Por Matías Biondi
Nunca rendirse. Esa frase define a Luka Modric, quién a través de la pelota pudo encontrar una salida a una infancia marcada por los conflictos bélicos.
Nacido en la localidad de Zadar, actual Croacia, fue donde vivió durante cinco años hasta que en 1991 estalló la Guerra de independencia croata en la extinta República de Yugoslavia. Ante esto, tanto Luka como su familia se vieron obligados a escapar hacía zonas más seguras dejando atrás el horror. Durante su desplazamiento tanto él como su familia serían testigos de cómo su abuelo fue asesinado por fuerzas serbias frente a sus ojos.
Tras dejar la guerra, pudo regresar a su pueblo natal donde pasó dos años viviendo en un hotel para refugiados afectados por el conflicto. Fue en el estacionamiento de ese lugar donde descubrió la pasión que cambiaría su destino: el amor por la pelota.
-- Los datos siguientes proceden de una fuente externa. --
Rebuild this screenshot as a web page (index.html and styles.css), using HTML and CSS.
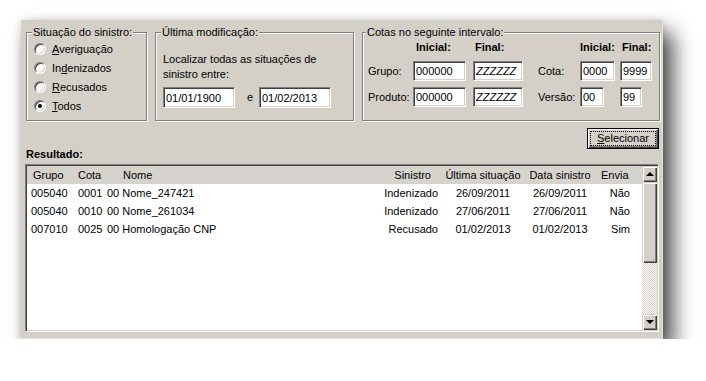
FILE: index.html
```html
<!DOCTYPE html>
<html lang="pt-BR">
<head>
  <meta charset="UTF-8">
  <title>Consulta de sinistros</title>
  <link rel="stylesheet" href="styles.css">
</head>
<body>
  <div class="janela">
    <div class="filtros">
      <fieldset class="grupo situacao">
        <legend>Situação do sinistro:</legend>
        <label class="opcao"><span class="bolinha"></span><span><u>A</u>veriguação</span></label>
        <label class="opcao"><span class="bolinha"></span><span>In<u>d</u>enizados</span></label>
        <label class="opcao"><span class="bolinha"></span><span><u>R</u>ecusados</span></label>
        <label class="opcao"><span class="bolinha marcada"></span><span><u>T</u>odos</span></label>
      </fieldset>

      <fieldset class="grupo modificacao">
        <legend>Última modificação:</legend>
        <p class="texto">Localizar todas as situações de<br>sinistro entre:</p>
        <div class="datas">
          <input class="campo data" type="text" value="01/01/1900">
          <span class="e">e</span>
          <input class="campo data" type="text" value="01/02/2013">
        </div>
      </fieldset>

      <fieldset class="grupo cotas">
        <legend>Cotas no seguinte intervalo:</legend>
        <div class="grade">
          <span></span>
          <b class="tit t1">Inicial:</b>
          <b class="tit t2">Final:</b>
          <span></span>
          <b class="tit t3">Inicial:</b>
          <b class="tit t4">Final:</b>

          <span class="rotulo">Grupo:</span>
          <input class="campo c6" type="text" value="000000">
          <input class="campo c6z zz" type="text" value="ZZZZZZ">
          <span class="rotulo">Cota:</span>
          <input class="campo c4" type="text" value="0000">
          <input class="campo c4f" type="text" value="9999">

          <span class="rotulo">Produto:</span>
          <input class="campo c6" type="text" value="000000">
          <input class="campo c6z zz" type="text" value="ZZZZZZ">
          <span class="rotulo">Versão:</span>
          <input class="campo c2" type="text" value="00">
          <input class="campo c2f" type="text" value="99">
        </div>
      </fieldset>
    </div>

    <div class="acoes">
      <button class="botao"><span class="foco"><u>S</u>elecionar</span></button>
    </div>

    <div class="resultado">Resultado:</div>

    <div class="lista">
      <div class="tabela">
        <div class="linha cabecalho">
          <span class="g">Grupo</span>
          <span class="c">Cota</span>
          <span class="n">Nome</span>
          <span class="s">Sinistro</span>
          <span class="u">Última situação</span>
          <span class="d">Data sinistro</span>
          <span class="v">Envia</span>
        </div>
        <div class="linha">
          <span class="g">005040</span>
          <span class="c">0001</span>
          <span class="n">00 Nome_247421</span>
          <span class="s">Indenizado</span>
          <span class="u">26/09/2011</span>
          <span class="d">26/09/2011</span>
          <span class="v">Não</span>
        </div>
        <div class="linha">
          <span class="g">005040</span>
          <span class="c">0010</span>
          <span class="n">00 Nome_261034</span>
          <span class="s">Indenizado</span>
          <span class="u">27/06/2011</span>
          <span class="d">27/06/2011</span>
          <span class="v">Não</span>
        </div>
        <div class="linha">
          <span class="g">007010</span>
          <span class="c">0025</span>
          <span class="n">00 Homologação CNP</span>
          <span class="s">Recusado</span>
          <span class="u">01/02/2013</span>
          <span class="d">01/02/2013</span>
          <span class="v">Sim</span>
        </div>
      </div>
      <div class="rolagem">
        <div class="seta"><span class="tri cima"></span></div>
        <div class="polegar"></div>
        <div class="trilho"></div>
        <div class="seta"><span class="tri baixo"></span></div>
      </div>
    </div>
  </div>
</body>
</html>
```

FILE: styles.css
```css
body {
  margin: 0;
  background: #fff;
  font-family: "Liberation Sans", Arial, sans-serif;
  font-size: 11px;
  color: #000;
}
.janela {
  width: 642px;
  height: 319px;
  box-sizing: border-box;
  margin: 20px 0 0 21px;
  padding: 6px 2px 6px 5px;
  background: #d4d0c8;
  border-right: 1px solid #e4e2dc;
  border-bottom: 1px solid #e4e2dc;
  box-shadow: 10px 13px 20px rgba(0, 0, 0, .7), 0 0 7px rgba(0, 0, 0, .15);
  display: flex;
  flex-direction: column;
}
.filtros {
  display: flex;
  gap: 8px;
}
.grupo {
  margin: 0;
  padding: 0 0 5px 7px;
  min-width: 0;
  box-sizing: border-box;
  border: 1px solid #808080;
  box-shadow: inset 1px 1px #fff, 1px 1px #fff;
}
.grupo legend {
  padding: 0 1px;
  margin-left: -2px;
  line-height: 13px;
  background: #d4d0c8;
}
.situacao { width: 121px; }
.modificacao { width: 199px; }
.cotas { flex: 1; padding-left: 5px; }

/* radios */
.opcao {
  display: flex;
  align-items: center;
  height: 19px;
}
.bolinha {
  width: 12px;
  height: 12px;
  box-sizing: border-box;
  border-radius: 50%;
  margin-right: 6px;
  background: #fff;
  border: 1px solid;
  border-color: #808080 #fff #fff #808080;
  box-shadow: inset 1px 1px #404040, inset -1px -1px #d4d0c8;
  position: relative;
}
.marcada::after {
  content: "";
  position: absolute;
  left: 3px;
  top: 3px;
  width: 4px;
  height: 4px;
  border-radius: 50%;
  background: #000;
}

/* campos */
.campo {
  font: inherit;
  color: #000;
  margin: 0;
  padding: 0 0 0 2px;
  box-sizing: border-box;
  height: 20px;
  background: #fff;
  border: 1px solid;
  border-color: #808080 #fff #fff #808080;
  box-shadow: inset 1px 1px #404040, inset -1px -1px #d4d0c8;
  outline: none;
}
.texto {
  margin: 13px 0 0;
  line-height: 15px;
}
.datas {
  display: flex;
  margin-top: 5px;
}
.data { width: 72px; height: 21px; }
.e {
  width: 24px;
  box-sizing: border-box;
  padding-left: 12px;
  line-height: 21px;
}

.grade {
  display: grid;
  grid-template-columns: 45px 60px 65px 42px 40px 32px;
  grid-template-rows: 14px 27px 26px;
  align-items: end;
  margin-top: 1px;
}
.tit { line-height: 13px; }
.t1 { padding-left: 3px; }
.t2 { padding-left: 2px; }
.t4 { padding-left: 2px; }
.rotulo { line-height: 20px; }
.c6 { width: 53px; }
.c6z { width: 50px; }
.c4 { width: 35px; }
.c4f { width: 32px; }
.c2 { width: 24px; }
.c2f { width: 22px; }
.zz { font-style: italic; }

/* botao */
.acoes {
  display: flex;
  justify-content: flex-end;
  margin: 7px 1px 0 0;
}
.botao {
  font: inherit;
  width: 72px;
  height: 21px;
  padding: 2px;
  background: #d4d0c8;
  border: 1px solid #000;
  box-shadow: inset 1px 1px #fff, inset -1px -1px #404040, inset -2px -2px #808080;
  display: flex;
}
.foco {
  flex: 1;
  border: 1px dotted #000;
  line-height: 13px;
}
.resultado {
  font-weight: bold;
  line-height: 11px;
}

/* lista */
.lista {
  display: flex;
  height: 169px;
  box-sizing: border-box;
  margin: 4px 1px 0 -1px;
  background: #fff;
  border: 1px solid;
  border-color: #808080 #fff #fff #808080;
  box-shadow: inset 1px 1px #404040, inset -1px -1px #d4d0c8;
  padding: 1px;
}
.tabela { flex: 1; }
.linha {
  display: grid;
  grid-template-columns: 47px 30px 256px 84px 78px 76px 44px;
  height: 18px;
  align-items: center;
}
.cabecalho { background: #d6d3cd; }
.linha .g { padding-left: 4px; }
.linha .c { padding-left: 4px; }
.linha .n { padding-left: 3px; }
.linha .s { text-align: right; padding-right: 6px; }
.linha .u, .linha .d { text-align: center; }
.linha .v { text-align: right; padding-right: 12px; }
.cabecalho .g { padding-left: 6px; }
.cabecalho .n { padding-left: 19px; }
.cabecalho .s { padding-right: 13px; }
.cabecalho .v { text-align: left; padding: 0 0 0 3px; }

.rolagem {
  width: 16px;
  display: flex;
  flex-direction: column;
  background: repeating-conic-gradient(#fff 0 25%, #d4d0c8 0 50%) 0 0 / 2px 2px;
}
.seta, .polegar {
  background: #d4d0c8;
  box-shadow: inset 1px 1px #d4d0c8, inset 2px 2px #fff, inset -1px -1px #404040, inset -2px -2px #808080;
}
.seta {
  height: 16px;
  display: flex;
  align-items: center;
  justify-content: center;
}
.polegar { height: 81px; }
.trilho { flex: 1; }
.tri {
  width: 0;
  height: 0;
  border-left: 4px solid transparent;
  border-right: 4px solid transparent;
}
.cima { border-bottom: 4px solid #000; margin-top: -1px; }
.baixo { border-top: 4px solid #000; }
```
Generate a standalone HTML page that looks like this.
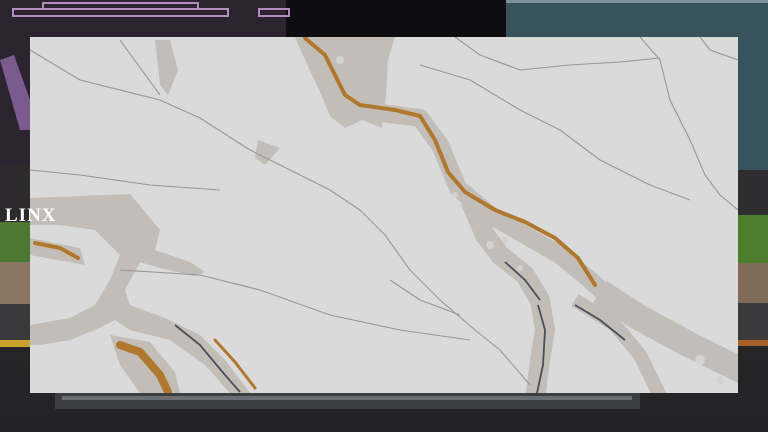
<!DOCTYPE html>
<html><head><style>html,body{margin:0;padding:0;width:768px;height:432px;overflow:hidden;background:#2a2a2e}</style></head><body>
<svg width="768" height="432" viewBox="0 0 768 432" xmlns="http://www.w3.org/2000/svg">
<defs>
<linearGradient id="road" x1="0" y1="0" x2="0" y2="1"><stop offset="0" stop-color="#303034"/><stop offset="1" stop-color="#232326"/></linearGradient>
</defs>
<rect width="768" height="432" fill="url(#road)"/>
<rect x="0" y="0" width="286" height="170" fill="#2b232d"/>
<rect x="286" y="0" width="220" height="40" fill="#0e0e10"/>
<rect x="506" y="0" width="262" height="170" fill="#38525c"/>
<rect x="506" y="0" width="262" height="3" fill="#7d9298"/>
<g fill="none" stroke="#b58cc0" stroke-width="2">
<rect x="13" y="9" width="215" height="7"/><rect x="43" y="3" width="155" height="6"/>
<rect x="259" y="9" width="30" height="7"/>
</g>
<polygon points="0,60 14,55 30,100 30,130 20,130" fill="#7b5a8e"/>
<rect x="0" y="165" width="30" height="58" fill="#2c2a2c"/>
<rect x="0" y="222" width="30" height="40" fill="#4c7832"/>
<rect x="0" y="262" width="30" height="42" fill="#8a7662"/>
<rect x="0" y="304" width="30" height="36" fill="#3a3a3c"/>
<rect x="0" y="340" width="30" height="7" fill="#c9a22a"/>
<rect x="738" y="170" width="30" height="45" fill="#2e2e30"/>
<rect x="738" y="215" width="30" height="48" fill="#4d7e2e"/>
<rect x="738" y="263" width="30" height="40" fill="#806a58"/>
<rect x="738" y="303" width="30" height="37" fill="#3a3a3d"/>
<rect x="738" y="340" width="30" height="6" fill="#a6602a"/>
<rect x="55" y="393" width="585" height="16" fill="#3c3e42"/>
<rect x="62" y="396" width="570" height="4" fill="#6a6d72"/>
<svg x="30" y="37" width="708" height="356" viewBox="30 37 708 356" overflow="hidden">
<rect x="30" y="37" width="708" height="356" fill="#dadadb"/>
<g fill="#c2bdb6">
<polygon points="295,37 395,37 388,60 386,95 382,128 362,120 345,128 330,116 320,92 306,62"/>
<polygon points="30,198 130,194 160,230 155,250 190,262 205,272 195,276 160,268 140,262 125,290 130,305 165,318 200,335 225,360 250,393 230,393 205,365 170,340 150,335 130,330 115,320 95,330 70,340 40,345 30,345 30,325 70,318 95,305 110,280 120,255 95,230 60,225 30,225"/>
<polygon points="110,335 150,342 175,372 180,393 140,393 120,365"/>
<polygon points="30,238 80,248 85,265 30,255"/>
<polygon points="155,40 170,40 178,70 168,95 160,85"/>
<polygon points="258,140 280,148 265,165 255,158"/>
</g>
<g fill="none" stroke="#c2bdb6" stroke-linecap="butt" stroke-linejoin="round">
<polyline stroke-width="18" points="360,110 420,118 440,145 458,188 490,215 525,235 560,255 590,280 610,298"/>
<polyline stroke-width="26" points="600,292 640,318 690,345 745,372"/>
<polyline stroke-width="20" points="470,200 485,235 500,255 525,275 540,300 545,330 540,360 535,400"/>
<polyline stroke-width="14" points="575,300 615,325 640,355 662,400"/>
</g>
<g fill="none" stroke="#b0782e" stroke-linejoin="round" stroke-linecap="round">
<polyline stroke-width="4" points="305,38 325,55 345,95 360,105 395,110 420,116 435,140 448,172 465,192 495,210 525,222 555,238 578,258 595,285"/>
<polyline stroke-width="8" points="120,345 140,352 160,375 168,392"/>
<polyline stroke-width="4" points="35,243 60,248 78,258"/>
<polyline stroke-width="3" points="215,340 235,362 255,388"/>
</g>
<g fill="none" stroke="#4a4e5a" stroke-width="1.8">
<polyline points="505,262 525,280 540,300"/>
<polyline points="538,305 545,330 543,365 537,393"/>
<polyline points="575,305 600,320 625,340"/>
<polyline points="175,325 200,345 225,375 240,392"/>
</g>
<g fill="none" stroke="#9a9792" stroke-width="1.1">
<polyline points="30,50 80,80 160,100 200,118 250,150"/>
<polyline points="120,40 160,95"/>
<polyline points="250,150 290,170 330,190 360,210 385,235 410,270 440,300 475,330 500,350 530,385"/>
<polyline points="120,270 200,275 260,290 330,315 400,330 470,340"/>
<polyline points="420,65 470,80 520,110 560,130 600,160 650,185 690,200"/>
<polyline points="455,37 480,55 520,70 570,65 620,62 660,58"/>
<polyline points="640,37 660,60 670,100 690,140 705,175 720,195 738,210"/>
<polyline points="700,37 710,50 738,60"/>
<polyline points="30,170 80,175 150,185 220,190"/>
<polyline points="390,280 420,300 460,315"/>
</g>
<g fill="#d2d2d3">
<circle cx="455" cy="195" r="3"/><circle cx="490" cy="245" r="4"/><circle cx="505" cy="240" r="3"/><circle cx="520" cy="268" r="3"/>
<circle cx="700" cy="360" r="5"/><circle cx="720" cy="380" r="4"/><circle cx="340" cy="60" r="4"/>
</g>
</svg>
<text x="5" y="221" font-family="Liberation Serif, serif" font-weight="bold" font-size="19" fill="#ffffff" letter-spacing="1">LINX</text>
</svg>
</body></html>
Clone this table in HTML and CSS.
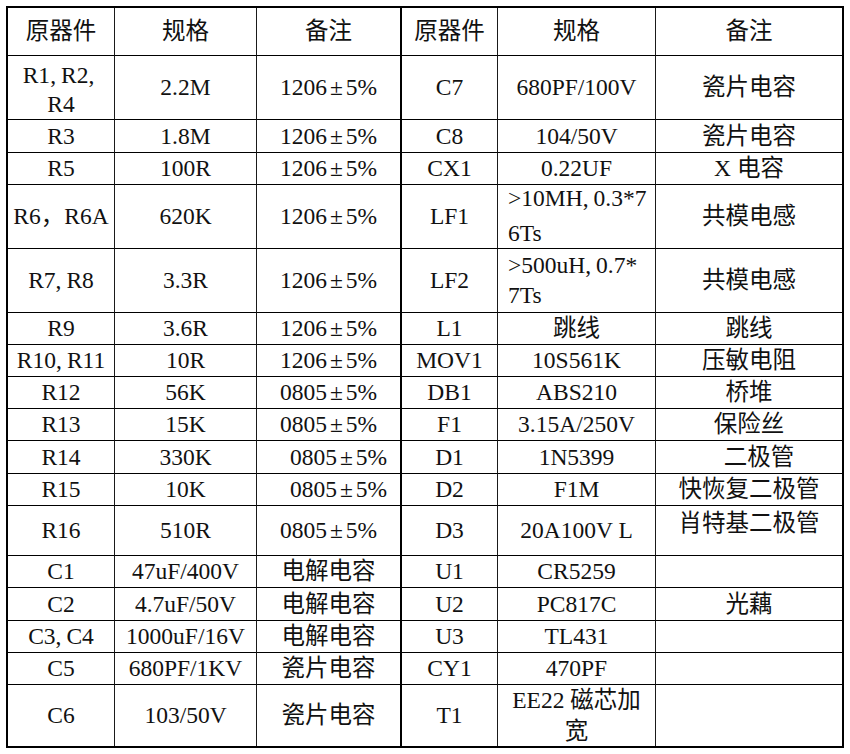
FILE: index.html
```html
<!DOCTYPE html>
<html lang="zh-CN">
<head>
<meta charset="utf-8">
<title>BOM</title>
<link rel="stylesheet" href="styles.css">
</head>
<body>
<table class="bom">
  <tr class="h48">
    <td class="c1">原器件</td><td class="c2">规格</td><td class="c3">备注</td>
    <td class="c4">原器件</td><td class="c5">规格</td><td class="c6">备注</td>
  </tr>
  <tr class="h64">
    <td class="r1">R1<span class="cm">,</span>R2<span class="cm">,</span><br>R4</td><td>2.2M</td><td class="mid">1206<span class="pm">±</span>5%</td>
    <td>C7</td><td>680PF/100V</td><td>瓷片电容</td>
  </tr>
  <tr class="h33">
    <td>R3</td><td>1.8M</td><td class="mid">1206<span class="pm">±</span>5%</td>
    <td>C8</td><td>104/50V</td><td>瓷片电容</td>
  </tr>
  <tr class="h32">
    <td>R5</td><td>100R</td><td class="mid">1206<span class="pm">±</span>5%</td>
    <td>CX1</td><td>0.22UF</td><td>X 电容</td>
  </tr>
  <tr class="h63">
    <td>R6，R6A</td><td>620K</td><td class="mid">1206<span class="pm">±</span>5%</td>
    <td>LF1</td><td class="left"><div class="lf1">&gt;10MH<span class="cm">,</span>0.3*7<br>6Ts</div></td><td>共模电感</td>
  </tr>
  <tr class="h64">
    <td>R7<span class="cm">,</span>R8</td><td>3.3R</td><td class="mid">1206<span class="pm">±</span>5%</td>
    <td>LF2</td><td class="left"><div class="lf2">&gt;500uH<span class="cm">,</span>0.7*<br>7Ts</div></td><td>共模电感</td>
  </tr>
  <tr class="h32">
    <td>R9</td><td>3.6R</td><td class="mid">1206<span class="pm">±</span>5%</td>
    <td>L1</td><td>跳线</td><td>跳线</td>
  </tr>
  <tr class="h32">
    <td>R10<span class="cm">,</span>R11</td><td>10R</td><td class="mid">1206<span class="pm">±</span>5%</td>
    <td>MOV1</td><td>10S561K</td><td>压敏电阻</td>
  </tr>
  <tr class="h32">
    <td>R12</td><td>56K</td><td class="mid">0805<span class="pm">±</span>5%</td>
    <td>DB1</td><td>ABS210</td><td>桥堆</td>
  </tr>
  <tr class="h32">
    <td>R13</td><td>15K</td><td class="mid">0805<span class="pm">±</span>5%</td>
    <td>F1</td><td>3.15A/250V</td><td>保险丝</td>
  </tr>
  <tr class="h33">
    <td>R14</td><td>330K</td><td class="mid shift">0805<span class="pm">±</span>5%</td>
    <td>D1</td><td>1N5399</td><td class="shift">二极管</td>
  </tr>
  <tr class="h32">
    <td>R15</td><td>10K</td><td class="mid shift">0805<span class="pm">±</span>5%</td>
    <td>D2</td><td>F1M</td><td>快恢复二极管</td>
  </tr>
  <tr class="h50">
    <td>R16</td><td>510R</td><td class="mid">0805<span class="pm">±</span>5%</td>
    <td>D3</td><td>20A100V L</td><td class="top">肖特基二极管</td>
  </tr>
  <tr class="h32">
    <td>C1</td><td>47uF/400V</td><td class="mid">电解电容</td>
    <td>U1</td><td>CR5259</td><td></td>
  </tr>
  <tr class="h33">
    <td>C2</td><td>4.7uF/50V</td><td class="mid">电解电容</td>
    <td>U2</td><td>PC817C</td><td>光藕</td>
  </tr>
  <tr class="h32">
    <td>C3<span class="cm">,</span>C4</td><td>1000uF/16V</td><td class="mid">电解电容</td>
    <td>U3</td><td>TL431</td><td></td>
  </tr>
  <tr class="h32">
    <td>C5</td><td>680PF/1KV</td><td class="mid">瓷片电容</td>
    <td>CY1</td><td>470PF</td><td></td>
  </tr>
  <tr class="h61 last">
    <td>C6</td><td>103/50V</td><td class="mid">瓷片电容</td>
    <td>T1</td><td><div class="t1">EE22 磁芯加<br>宽</div></td><td></td>
  </tr>
</table>
</body>
</html>
```

FILE: styles.css
```css
html, body {
  margin: 0;
  padding: 0;
  background: #ffffff;
}

body {
  padding: 6px 0 0 6px;
}

.bom {
  border-collapse: separate;
  border-spacing: 0;
  table-layout: fixed;
  width: 838px;
  border: 2px solid #000;
  font-family: "Liberation Serif", "Noto Sans CJK SC", serif;
  font-size: 23.5px;
  line-height: 29px;
  color: #111;
}

.bom td {
  box-sizing: border-box;
  padding: 0;
  text-align: center;
  vertical-align: middle;
  white-space: nowrap;
  border-right: 1px solid #1a1a1a;
  border-bottom: 1px solid #000;
  overflow: visible;
}

.bom td:last-child {
  border-right: none;
}

.bom tr.last td {
  border-bottom: none;
}

.bom td.mid,
.bom td.c3 {
  border-right: 2px solid #000;
}

.c1 { width: 107px; }
.c2 { width: 142px; }
.c3 { width: 145px; }
.c4 { width: 96px; }
.c5 { width: 158px; }
.c6 { width: 186px; }

.h48 { height: 48px; }
.h64 { height: 64px; }
.h33 { height: 33px; }
.h32 { height: 32px; }
.h63 { height: 63px; }
.h50 { height: 50px; }
.h61 { height: 61px; }

.pm {
  margin: 0 3px;
}

.cm {
  margin-right: 5px;
}

.shift {
  padding-left: 20px !important;
}

.r1 {
  vertical-align: top !important;
  padding-top: 5px !important;
}

.bom td.left {
  text-align: left;
  padding-left: 10px;
  vertical-align: top;
}

.lf1 {
  line-height: 35px;
  margin: -4px 0 -3px 0;
}

.lf2 {
  line-height: 30px;
  margin-top: 1px;
}

.t1 {
  line-height: 31px;
  margin: 0 0 -1px 0;
}

.bom td.top {
  vertical-align: top;
  padding-top: 3px;
}
```
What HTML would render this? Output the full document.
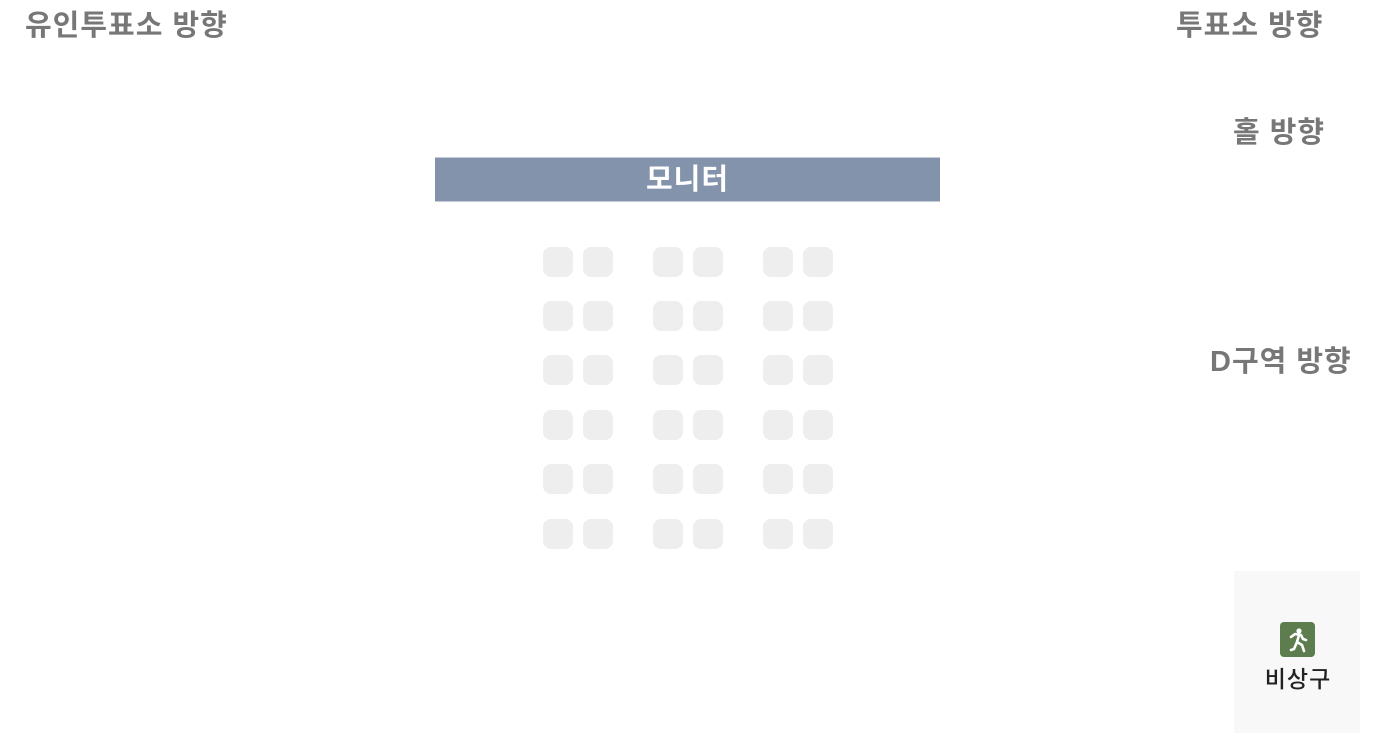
<!DOCTYPE html>
<html><head><meta charset="utf-8"><style>
body{margin:0;width:1375px;height:750px;background:#fff;position:relative;overflow:hidden;font-family:"Liberation Sans","Noto Sans CJK KR",sans-serif}
.l{position:absolute;color:#777;font-weight:bold;font-size:29px;letter-spacing:1px;line-height:30px;white-space:nowrap}
.bar{position:absolute;left:435px;top:157px;width:505px;height:45px;background:#8293ab;color:#fff;font-weight:bold;font-size:29px;letter-spacing:1px;text-align:center;line-height:44px;border-top:1px solid #c5ccd6;border-bottom:1px solid #c5ccd6;box-sizing:border-box}
.s{position:absolute;width:30px;height:30px;border-radius:8px;background:#eee}
.exit{position:absolute;left:1234px;top:571px;width:126px;height:162px;background:#f8f8f8}
.ic{position:absolute;left:46px;top:51px;width:35px;height:35px;background:#5e7d4f;border-radius:4px}
.et{position:absolute;left:0;width:128px;top:94px;text-align:center;font-size:23px;font-weight:500;letter-spacing:1px;color:#222;line-height:28px}
</style></head><body>
<div class="l" style="left:25px;top:11px">유인투표소 방향</div>
<div class="l" style="left:1176px;top:11px">투표소 방향</div>
<div class="l" style="left:1233px;top:118px">홀 방향</div>
<div class="l" style="left:1210px;top:347px">D구역 방향</div>
<div class="bar">모니터</div>
<div id="seats"></div>
<div class="exit"><div class="ic"><svg width="35" height="35" viewBox="0 0 35 35"><circle cx="19" cy="9" r="2.6" fill="#fff"/><path d="M11 15 L15 12 L21 13 L23 17 L26 18 M19 13 L17 20 L22 23 L24 29 M17 20 L14 27 L11 28" stroke="#fff" stroke-width="2.6" fill="none" stroke-linecap="round" stroke-linejoin="round"/></svg></div><div class="et">비상구</div></div>
<script>
var xs=[543,583,653,693,763,803],ys=[247,301,355,410,464,519],h='';
ys.forEach(function(y){xs.forEach(function(x){h+='<div class="s" style="left:'+x+'px;top:'+y+'px"></div>'})});
document.getElementById('seats').innerHTML=h;
</script>
</body></html>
Mientras jugaba con otros niños en la misma situación, fue el dueño del hotel y dirigente del NK Zadar, quien al verlo jugar decidió llevarlo a entrenar con el equipo juvenil.
A pesar de mostrar un gran potencial en la cancha, su apartado físico le jugó en contra a la hora de ser ojeado por clubes más importantes, como el Hajduk, del cual era hincha y que lo rechazó por ser “bajo y flaco”. Sin embargo, no bajó los brazos hasta que cuando cumplió 16 años, el Dinamo Zagreb, el más ganador de la liga croata, lo terminó fichando como su futura promesa.
Sus buenas temporadas en el Dinamo, llevaron a dar el salto a la Premier League al incorporarse a las filas del Tottenham Hotspur, para posteriormente llegar al Real Madrid en 2013 donde se ha convertido en un referente y pieza clave del club con el que consiguió cinco Champions League.
Más que un referente, Modric es un ejemplo de vida para los casi cuatro millones de habitantes de Croacia, finalista en Rusia 2018 de la mano de un futbolista modelo para futuras generaciones de jóvenes que sueñan con triunfar jugando al fútbol.